Languages by Speaker Count & Type [OC]

It's better if they used Tagalog instead, or used a term like "Filipino/Tagalog". Filipino to Tagalog is pretty much interchangable irl. 'Filipino' is just the urban Metro Manila register of Tagalog that 'promises' future grammatical, lexical, and phonological inclusion from other Philippine languages (and it is rapidly as Metro Manila is quite a cosmopolitan place), but de facto is just Metro Manila Tagalog. The way 'Filipino' tends to be used sees it ending up as Taglish anyway (Tagalog-English code switching), because of the high reliance on English loanwords.

I believe Tagalog has 25 million native speakers, and Tagalog (Filipino) has around 45 million L2 who use it everyday alongside English and their native languages. It's not as clear cut as the graph supposes. 'Filipino' was meant to neutralize the idea of Metro Manila's English-heavy, creolized, somewhat gutteral (intervolic k is realized as 'kh' (as in the Arabic kh) sounds) register of spoken Tagalog, especially among the Visayan ethnic group, with their Visayan languages used in the Visayas and the places they settled relatively recently in Mindanao (to the detriment of native Mindanaons, whose native languages are now dwindling in use).

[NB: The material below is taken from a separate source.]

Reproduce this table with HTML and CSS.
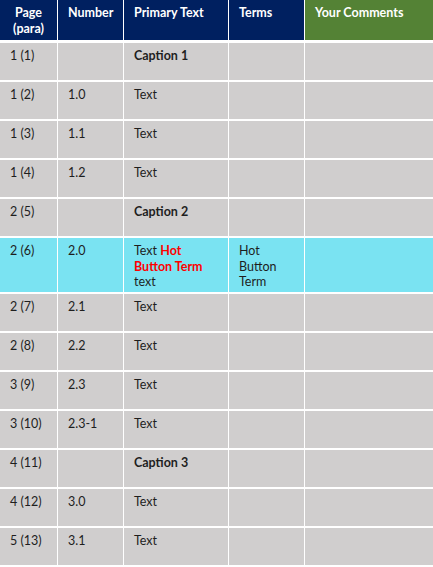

In many cases, Visayans refuse to contemplate even using 'Tagalog', but even the term 'Filipino' is highly nuanced, and seems like a euphemism for 'Metro Manileño Tagalog' among them..

Filipinos within the country continue to pull the idealist line, Filipinos (whether by citizenry or ancestry) outside the country prefer to call a spade a spade, and refer to the language they speak as a Lingua Franca or native tongue as 'Tagalog' and not 'Filipino'.